§ Task goal:
Check each line of the records below for the word "index" and copy those where it appears.
•••
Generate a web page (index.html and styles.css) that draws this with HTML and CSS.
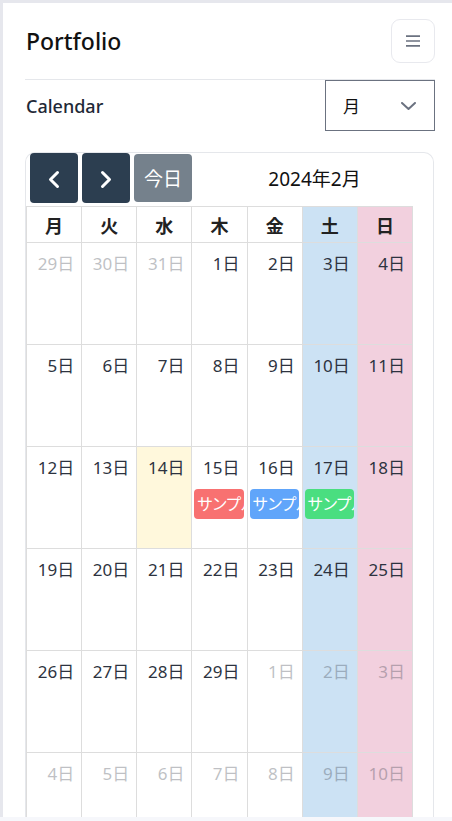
FILE: index.html
```html
<!DOCTYPE html>
<html lang="ja">
<head>
<meta charset="utf-8">
<title>Portfolio - Calendar</title>
<link rel="stylesheet" href="styles.css">
</head>
<body>
<div class="page">
  <header class="topbar">
    <h1 class="brand">Portfolio</h1>
    <button class="menu-btn" type="button" aria-label="menu">
      <svg width="14" height="12" viewBox="0 0 14 12"><path d="M0 1.2H14M0 6H14M0 10.8H14" stroke="#6b7280" stroke-width="1.7" fill="none"/></svg>
    </button>
  </header>

  <div class="section-head">
    <h2 class="section-title">Calendar</h2>
    <div class="select">
      <span>月</span>
      <svg width="15" height="8" viewBox="0 0 15 8"><path d="M1 1L7.5 7L14 1" stroke="#6b7280" stroke-width="2" fill="none" stroke-linecap="round" stroke-linejoin="round"/></svg>
    </div>
  </div>

  <div class="calendar">
    <div class="toolbar">
      <div class="nav-group">
        <button class="nav-btn" type="button" aria-label="prev">
          <svg class="chev" width="12" height="19" viewBox="0 0 12 19"><path d="M9.5 2.5L2.5 9.5L9.5 16.5" stroke="#fff" stroke-width="3" fill="none" stroke-linecap="round" stroke-linejoin="round"/></svg>
        </button>
        <button class="nav-btn" type="button" aria-label="next">
          <svg class="chev" width="12" height="19" viewBox="0 0 12 19"><path d="M2.5 2.5L9.5 9.5L2.5 16.5" stroke="#fff" stroke-width="3" fill="none" stroke-linecap="round" stroke-linejoin="round"/></svg>
        </button>
      </div>
      <button class="today-btn" type="button" disabled>今日</button>
      <div class="cal-title">2024年2月</div>
    </div>

    <table class="grid">
      <thead>
        <tr>
          <th>月</th><th>火</th><th>水</th><th>木</th><th>金</th><th class="sat">土</th><th class="sun">日</th>
        </tr>
      </thead>
      <tbody>
        <tr>
          <td class="muted"><div class="num">29日</div></td>
          <td class="muted"><div class="num">30日</div></td>
          <td class="muted"><div class="num">31日</div></td>
          <td><div class="num">1日</div></td>
          <td><div class="num">2日</div></td>
          <td class="sat"><div class="num">3日</div></td>
          <td class="sun"><div class="num">4日</div></td>
        </tr>
        <tr>
          <td><div class="num">5日</div></td>
          <td><div class="num">6日</div></td>
          <td><div class="num">7日</div></td>
          <td><div class="num">8日</div></td>
          <td><div class="num">9日</div></td>
          <td class="sat"><div class="num">10日</div></td>
          <td class="sun"><div class="num">11日</div></td>
        </tr>
        <tr>
          <td><div class="num">12日</div></td>
          <td><div class="num">13日</div></td>
          <td class="today"><div class="num">14日</div></td>
          <td><div class="num">15日</div><div class="event red">サンプル予定</div></td>
          <td><div class="num">16日</div><div class="event blue">サンプル予定</div></td>
          <td class="sat"><div class="num">17日</div><div class="event green">サンプル予定</div></td>
          <td class="sun"><div class="num">18日</div></td>
        </tr>
        <tr>
          <td><div class="num">19日</div></td>
          <td><div class="num">20日</div></td>
          <td><div class="num">21日</div></td>
          <td><div class="num">22日</div></td>
          <td><div class="num">23日</div></td>
          <td class="sat"><div class="num">24日</div></td>
          <td class="sun"><div class="num">25日</div></td>
        </tr>
        <tr>
          <td><div class="num">26日</div></td>
          <td><div class="num">27日</div></td>
          <td><div class="num">28日</div></td>
          <td><div class="num">29日</div></td>
          <td class="muted"><div class="num">1日</div></td>
          <td class="sat muted"><div class="num">2日</div></td>
          <td class="sun muted"><div class="num">3日</div></td>
        </tr>
        <tr>
          <td class="muted"><div class="num">4日</div></td>
          <td class="muted"><div class="num">5日</div></td>
          <td class="muted"><div class="num">6日</div></td>
          <td class="muted"><div class="num">7日</div></td>
          <td class="muted"><div class="num">8日</div></td>
          <td class="sat muted"><div class="num">9日</div></td>
          <td class="sun muted"><div class="num">10日</div></td>
        </tr>
      </tbody>
    </table>
  </div>
</div>
</body>
</html>
```

FILE: styles.css
```css
* {
  box-sizing: border-box;
}

html, body {
  margin: 0;
  padding: 0;
}

body {
  background: #f6f7fb;
  font-family: "Noto Sans", "Noto Sans CJK JP", sans-serif;
  color: #1f2937;
  overflow: hidden;
}

.page {
  height: 817px;
  overflow: hidden;
  background: #ffffff;
  border-top: 3px solid #e6e7ed;
  border-left: 3px solid #e6e7ed;
  padding: 16px 17px 0 22px;
}

.topbar {
  display: flex;
  align-items: center;
  justify-content: space-between;
  padding-bottom: 16px;
  border-bottom: 1px solid #e5e7eb;
}

.brand {
  margin: 0 0 0 1px;
  font-size: 23px;
  font-weight: 500;
  color: #111111;
  line-height: 44px;
}

.menu-btn {
  width: 44px;
  height: 44px;
  border: 1px solid #e8e9ee;
  border-radius: 9px;
  background: #ffffff;
  display: flex;
  align-items: center;
  justify-content: center;
  padding: 0;
}

.section-head {
  display: flex;
  align-items: center;
  justify-content: space-between;
  margin-bottom: 21px;
}

.section-title {
  margin: 0 0 0 1px;
  font-size: 18px;
  font-weight: 500;
  color: #1f2937;
}

.select {
  width: 110px;
  height: 51px;
  border: 1px solid #6b7280;
  display: flex;
  align-items: center;
  justify-content: space-between;
  padding: 0 18px 0 17px;
  font-size: 17px;
  color: #111111;
}

.calendar {
  margin-right: 1px;
  border: 1px solid #e5e7eb;
  border-bottom: none;
  border-radius: 10px 10px 0 0;
  height: 700px;
}

.toolbar {
  display: flex;
  align-items: center;
  gap: 4px;
  padding: 0 0 3px 4px;
}

.nav-group {
  display: flex;
  gap: 4px;
}

.nav-btn {
  width: 48px;
  height: 50px;
  border: none;
  border-radius: 4px;
  background: #2c3e50;
  display: flex;
  align-items: center;
  justify-content: center;
  padding: 0;
}

.chev {
  margin-top: 3px;
}

.today-btn {
  width: 58px;
  height: 48px;
  border: none;
  border-radius: 4px;
  background: #2c3e50;
  opacity: 0.65;
  color: #ffffff;
  font-family: inherit;
  font-size: 19px;
  padding: 0;
}

.cal-title {
  flex: 1;
  text-align: center;
  font-size: 19px;
  color: #111111;
}

.grid {
  border-collapse: collapse;
  table-layout: fixed;
  width: 387px;
}

.grid th,
.grid td {
  border: 1px solid #dddddd;
  padding: 0;
}

.grid th {
  height: 36px;
  font-size: 18px;
  font-weight: 700;
  color: #222222;
}

.grid td {
  height: 102px;
  vertical-align: top;
}

.sat {
  background: #cce2f4;
}

.sun {
  background: #f2d0de;
}

.today {
  background: #fff8dc;
}

.num {
  text-align: right;
  padding: 9px 7px 0 0;
  font-size: 17px;
  line-height: 24px;
  color: #2d3340;
}

.muted .num {
  opacity: 0.3;
}

.event {
  margin: 9px 3px 0 2px;
  height: 30px;
  line-height: 30px;
  border-radius: 4px;
  padding-left: 3px;
  color: #ffffff;
  font-size: 16px;
  font-feature-settings: "palt";
  white-space: nowrap;
  overflow: hidden;
}

.red {
  background: #f87171;
}

.blue {
  background: #60a5fa;
}

.green {
  background: #4ade80;
}
```
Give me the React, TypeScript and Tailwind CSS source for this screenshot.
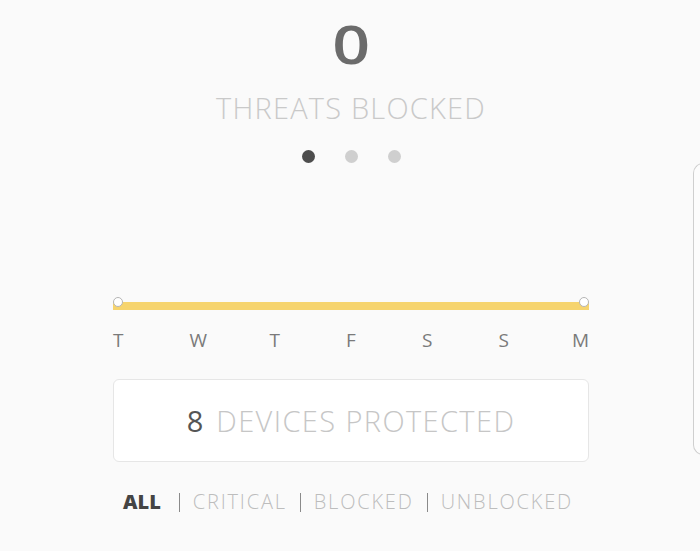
const DAYS = ["T", "W", "T", "F", "S", "S", "M"];
const FILTERS = ["CRITICAL", "BLOCKED", "UNBLOCKED"];

function Dots() {
  return (
    <div className="flex items-center gap-[30px]">
      <span className="h-[13px] w-[13px] rounded-full bg-[#4d4d4d]" />
      <span className="h-[13px] w-[13px] rounded-full bg-[#cfcfcf]" />
      <span className="h-[13px] w-[13px] rounded-full bg-[#cfcfcf]" />
    </div>
  );
}

function WeekBar() {
  return (
    <div className="w-full">
      <div className="relative h-[8px] w-full bg-[#f6d46e]">
        <span className="absolute left-[0px] top-[-5px] h-[10px] w-[10px] rounded-full border border-[#b5b5b5] bg-white" />
        <span className="absolute right-[0px] top-[-5px] h-[10px] w-[10px] rounded-full border border-[#b5b5b5] bg-white" />
      </div>
      <div className="mt-[21px] flex justify-between text-[19px] leading-none text-[#7a7a7a]">
        {DAYS.map((d, i) => (
          <span key={i} className="w-[18px] text-center first:text-left last:text-right">
            {d}
          </span>
        ))}
      </div>
    </div>
  );
}

export default function App() {
  return (
    <div className="flex h-[551px] w-full overflow-hidden bg-[#fafafa] font-['Open_Sans','Liberation_Sans',sans-serif]">
      <div className="ml-[113px] flex w-[476px] shrink-0 flex-col items-center">
        <div className="mt-[17px] scale-x-125 text-[53px] font-semibold leading-none text-[#6b6b6b]">0</div>
        <div className="mt-[23px] text-[29px] font-light leading-none tracking-[1.2px] text-[#c9c9c9]">
          THREATS BLOCKED
        </div>
        <div className="mt-[28px]">
          <Dots />
        </div>
        <div className="mt-[139px] w-full">
          <WeekBar />
        </div>
        <div className="mt-[29px] flex h-[83px] w-full items-center justify-center gap-[13px] rounded-[6px] border border-[#e6e6e6] bg-white">
          <span className="text-[29px] leading-none text-[#555555]">8</span>
          <span className="text-[29px] font-light leading-none tracking-[1.4px] text-[#c6c6c6]">DEVICES PROTECTED</span>
        </div>
        <div className="mt-[30px] flex items-center self-start pl-[10px] text-[20px] leading-none text-[#bdbdbd]">
          <span className="mr-[5px] font-extrabold text-[#444444]">ALL</span>
          {FILTERS.map((f) => (
            <span key={f} className="flex items-center">
              <span className="mx-[13px] h-[19px] w-px bg-[#8a8a8a]" />
              <span className="font-light tracking-[1.8px]">{f}</span>
            </span>
          ))}
        </div>
      </div>
      <div className="ml-[104px] mt-[163px] h-[292px] w-[40px] shrink-0 rounded-l-[10px] border border-r-0 border-[#cfcfcf] bg-[#fcfcfc]" />
    </div>
  );
}
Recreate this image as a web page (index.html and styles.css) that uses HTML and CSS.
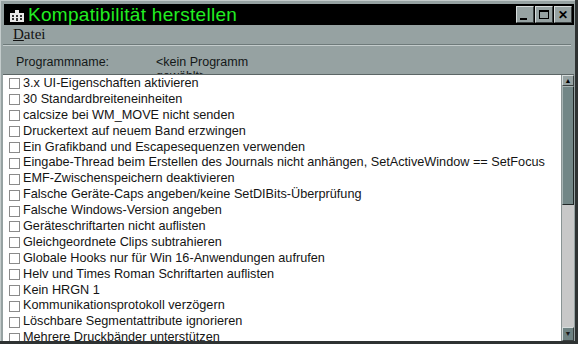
FILE: index.html
```html
<!DOCTYPE html>
<html lang="de">
<head>
    <meta charset="UTF-8">
    <title>Kompatibilität herstellen</title>
    <link rel="stylesheet" href="styles.css">
</head>
<body>
<div class="window">
    <div class="titlebar">
        <svg class="appicon" width="14" height="12" viewBox="0 0 14 12">
            <rect x="0" y="3" width="14" height="9" fill="#e8e8e8"/>
            <rect x="5" y="0" width="4" height="3" fill="#e8e8e8"/>
            <rect x="2" y="5" width="2" height="2" fill="#333"/>
            <rect x="6" y="5" width="2" height="2" fill="#333"/>
            <rect x="10" y="5" width="2" height="2" fill="#333"/>
            <rect x="2" y="8" width="2" height="2" fill="#333"/>
            <rect x="6" y="8" width="2" height="3" fill="#333"/>
            <rect x="10" y="8" width="2" height="2" fill="#333"/>
        </svg>
        <span class="title">Kompatibilität herstellen</span>
        <div class="btns">
            <div class="btn"><span class="min"></span></div>
            <div class="btn"><span class="max"></span></div>
            <div class="btn close">✕</div>
        </div>
    </div>
    <div class="menu"><span><u>D</u>atei</span></div>
    <div class="groove"></div>
    <div class="prog">
        <span class="label">Programmname:</span>
        <span class="value">&lt;kein Programm gewählt&gt;</span>
    </div>
    <div class="listbox">
        <ul class="items">
            <li><i></i>3.x UI-Eigenschaften aktivieren</li>
            <li><i></i>30 Standardbreiteneinheiten</li>
            <li><i></i>calcsize bei WM_MOVE nicht senden</li>
            <li><i></i>Druckertext auf neuem Band erzwingen</li>
            <li><i></i>Ein Grafikband und Escapesequenzen verwenden</li>
            <li><i></i>Eingabe-Thread beim Erstellen des Journals nicht anhängen, SetActiveWindow == SetFocus</li>
            <li><i></i>EMF-Zwischenspeichern deaktivieren</li>
            <li><i></i>Falsche Geräte-Caps angeben/keine SetDIBits-Überprüfung</li>
            <li><i></i>Falsche Windows-Version angeben</li>
            <li><i></i>Geräteschriftarten nicht auflisten</li>
            <li><i></i>Gleichgeordnete Clips subtrahieren</li>
            <li><i></i>Globale Hooks nur für Win 16-Anwendungen aufrufen</li>
            <li><i></i>Helv und Times Roman Schriftarten auflisten</li>
            <li><i></i>Kein HRGN 1</li>
            <li><i></i>Kommunikationsprotokoll verzögern</li>
            <li><i></i>Löschbare Segmentattribute ignorieren</li>
            <li><i></i>Mehrere Druckbänder unterstützen</li>
        </ul>
        <div class="scroll">
            <div class="arrow up">▲</div>
            <div class="thumb"></div>
            <div class="track"></div>
            <div class="arrow down">▼</div>
        </div>
    </div>
</div>
</body>
</html>
```
FILE: styles.css
```css
*{
    margin: 0;
    padding: 0;
    box-sizing: border-box;
}
body{
    background-color: #2e3232;
    width: 578px;
    height: 344px;
    overflow: hidden;
    font-family: "Liberation Sans", Arial, sans-serif;
}
.window{
    width: 575px;
    height: 341px;
    background-color: #96a2a2;
    border-top: 1px solid #c4cccc;
    border-left: 1px solid #c4cccc;
    padding: 3px 1px 0 2px;
    display: flex;
    flex-direction: column;
}
.titlebar{
    height: 21px;
    margin-left: 1px;
    background-color: #000;
    display: flex;
    align-items: center;
    padding-left: 6px;
}
.appicon{
    margin-right: 4px;
    margin-top: 2px;
}
.title{
    color: #22ee22;
    font-size: 19px;
    letter-spacing: 0.3px;
    line-height: 21px;
    flex: 1;
}
.btns{
    display: flex;
    gap: 1px;
    padding-right: 2px;
}
.btn{
    width: 18px;
    height: 17px;
    background-color: #96a2a2;
    border: 1px solid;
    border-color: #d6dcdc #3a4040 #3a4040 #d6dcdc;
    display: flex;
    align-items: center;
    justify-content: center;
}
.btn .min{
    width: 7px;
    height: 2px;
    background-color: #000;
    margin-top: 9px;
    margin-left: -4px;
}
.btn .max{
    width: 10px;
    height: 9px;
    border: 1px solid #000;
    border-top-width: 2px;
}
.btn.close{
    font-size: 12px;
    font-weight: bold;
    color: #000;
}
.menu{
    height: 17px;
    padding: 1px 0 0 10px;
    font-family: "Liberation Serif", "Times New Roman", serif;
    font-size: 15px;
    line-height: 17px;
    color: #111;
}
.groove{
    height: 2px;
    margin: 2px 3px 0 0;
    border-top: 1px solid #6e7a7a;
    border-bottom: 1px solid #c4cccc;
}
.prog{
    height: 28px;
    display: flex;
    padding: 9px 0 0 13px;
    font-size: 12.5px;
    line-height: 14px;
    color: #141818;
    overflow: hidden;
}
.label{
    width: 140px;
}
.value{
    width: 100px;
}
.listbox{
    flex: 1;
    display: flex;
    overflow: hidden;
    border-top: 1px solid #5c6666;
}
.items{
    flex: 1;
    list-style: none;
    background-color: #fff;
    overflow: hidden;
    padding-top: 1px;
}
.items li{
    height: 15.9px;
    line-height: 15.9px;
    font-size: 12.7px;
    color: #141414;
    white-space: nowrap;
    overflow: hidden;
    display: flex;
    align-items: center;
    padding-left: 6px;
}
.items li i{
    width: 11px;
    height: 11px;
    border: 1px solid #8a8a8a;
    background-color: #fff;
    margin-right: 3px;
    flex: none;
}
.scroll{
    width: 13px;
    display: flex;
    flex-direction: column;
    background-color: #c8c8c8;
    border-left: 1px solid #8a9494;
}
.arrow{
    height: 12px;
    font-size: 7px;
    line-height: 10px;
    text-align: center;
    background-color: #96a2a2;
    border: 1px solid;
    border-color: #d6dcdc #3a4040 #3a4040 #d6dcdc;
    color: #000;
}
.arrow.up{
    height: 11px;
}
.arrow.down{
    height: 14px;
    background-color: #6e8282;
    line-height: 12px;
    color: #1a1a1a;
}
.thumb{
    height: 119px;
    background-color: #728686;
    border: 1px solid;
    border-color: #a8b4b4 #202626 #202626 #a8b4b4;
}
.track{
    flex: 1;
}
```
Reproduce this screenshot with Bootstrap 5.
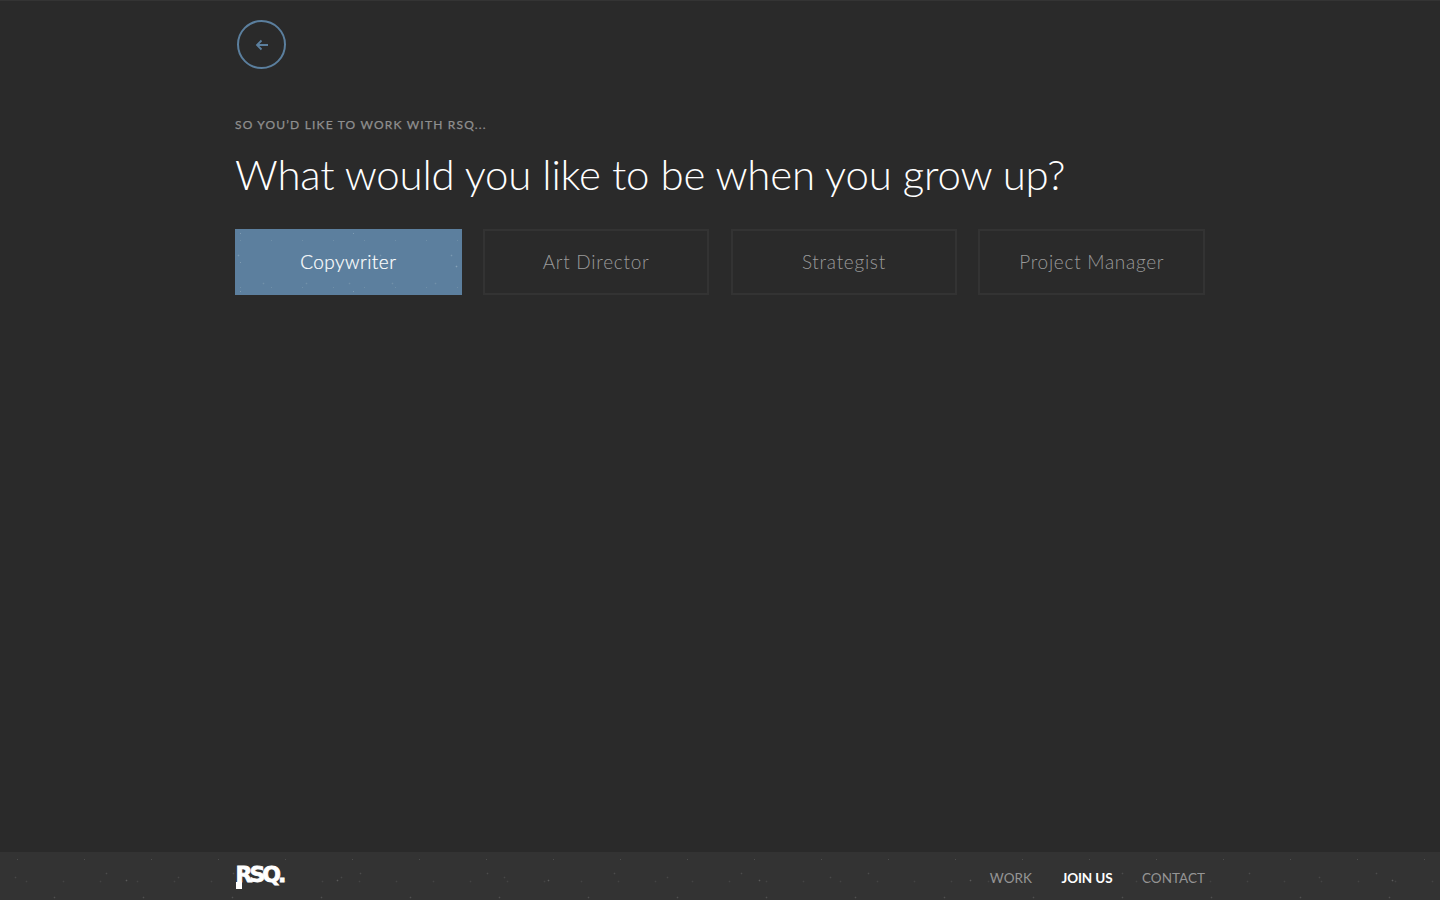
<!DOCTYPE html>
<html lang="en">
<head>
<meta charset="utf-8">
<title>RSQ</title>
<link href="https://cdn.jsdelivr.net/npm/bootstrap@5.3.0/dist/css/bootstrap.min.css" rel="stylesheet">
<style>
html,body{height:100%}
body{background:#2a2a2a;font-family:"Lato","Liberation Sans",sans-serif;color:#fff;border-top:1px solid #343434}
.page-shell{min-height:calc(100vh - 1px)}
.page-wrap{width:970px;margin:0 auto}
.back-ring{width:49px;height:49px;margin-top:19px;margin-left:2px;border:2px solid #5b7f9e;border-radius:50%}
.eyebrow{margin-top:47px;font-size:12px;line-height:18px;font-weight:400;letter-spacing:1.19px;color:#8f8f8f;-webkit-text-stroke:.25px #8f8f8f}
.headline{margin:10px 0 0;font-size:42px;line-height:60px;font-weight:300;letter-spacing:-.2px;color:#fff}
.role-grid{display:grid;grid-template-columns:repeat(4,1fr);column-gap:21.33px;margin-top:25px}
.role-btn{height:66px;border:2px solid #333;border-radius:0;background:transparent;color:#9a9a9a;font-size:19px;font-weight:300;letter-spacing:.72px;padding:0}
.role-btn:hover{color:#9a9a9a;border-color:#333}
.role-active,.role-active:hover{color:#fff;letter-spacing:.45px;-webkit-text-stroke:.2px #fff;border-color:#5c7f9e;background-color:#5c7f9e;
background-image:radial-gradient(circle,#86a2b8 .7px,transparent 1.1px),radial-gradient(circle,#7a98b0 .7px,transparent 1.1px),radial-gradient(circle,#7190a9 .7px,transparent 1.1px),radial-gradient(circle,#7e9bb2 .6px,transparent 1px),radial-gradient(circle,#6f8fa8 .6px,transparent 1px);background-size:137px 53px,71px 41px,43px 61px,113px 29px,31px 47px;background-position:14px 9px,37px 4px,5px 22px,60px 17px,19px 33px}
.site-foot{height:48px;background-color:#333;
background-image:radial-gradient(circle,#5a5a5a .7px,transparent 1.1px),radial-gradient(circle,#4c4c4c .7px,transparent 1.1px),radial-gradient(circle,#505050 .7px,transparent 1.1px),radial-gradient(circle,#484848 .7px,transparent 1.1px),radial-gradient(circle,#4e4e4e .6px,transparent 1px),radial-gradient(circle,#444 .7px,transparent 1.1px);background-size:211px 43px,127px 37px,89px 53px,163px 29px,67px 47px,37px 31px;background-position:21px 7px,43px 3px,10px 19px,97px 11px,51px 31px,8px 14px}
.foot-logo{position:relative;font-family:"DejaVu Sans","Liberation Sans",sans-serif;font-weight:700;font-size:22px;letter-spacing:-3px;line-height:48px;color:#fff;-webkit-text-stroke:.8px #fff;margin-top:-2px;margin-left:.5px}
.logo-stem{position:absolute;left:0;top:31px;width:6px;height:7px;background:#fff}
.foot-link{font-size:13.5px;font-weight:400;color:#959595;text-decoration:none;line-height:18px;letter-spacing:.03px}
.foot-link.is-current{color:#fff;font-weight:700;letter-spacing:-.12px}
.foot-nav{gap:29.5px;padding-top:4px}
</style>
</head>
<body>
<div class="page-shell d-flex flex-column">
  <main class="flex-grow-1">
    <div class="page-wrap">
      <a href="#" class="back-ring d-flex align-items-center justify-content-center" aria-label="Back">
        <svg width="14" height="12" viewBox="0 0 14 12" fill="none" stroke="#5b7f9e" stroke-width="1.8"><path d="M13 6H2M6.500 1.500 2 6l4.500 4.500"/></svg>
      </a>
      <div class="eyebrow">SO YOU’D LIKE TO WORK WITH RSQ...</div>
      <h1 class="headline">What would you like to be when you grow up?</h1>
      <div class="role-grid">
        <button class="btn role-btn role-active">Copywriter</button>
        <button class="btn role-btn">Art Director</button>
        <button class="btn role-btn">Strategist</button>
        <button class="btn role-btn">Project Manager</button>
      </div>
    </div>
  </main>
  <footer class="site-foot">
    <div class="page-wrap d-flex justify-content-between align-items-center h-100">
      <div class="foot-logo">RSQ.<span class="logo-stem"></span></div>
      <nav class="foot-nav d-flex align-items-center">
        <a class="foot-link" href="#">WORK</a>
        <a class="foot-link is-current" href="#">JOIN US</a>
        <a class="foot-link" href="#">CONTACT</a>
      </nav>
    </div>
  </footer>
</div>
</body>
</html>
•••
§ Task result:
Generate a web page (index.html and styles.css) that draws this with HTML and CSS.
FILE: index.html
Recreate this image as a web page (index.html and styles.css) that uses HTML and CSS.
FILE: index.html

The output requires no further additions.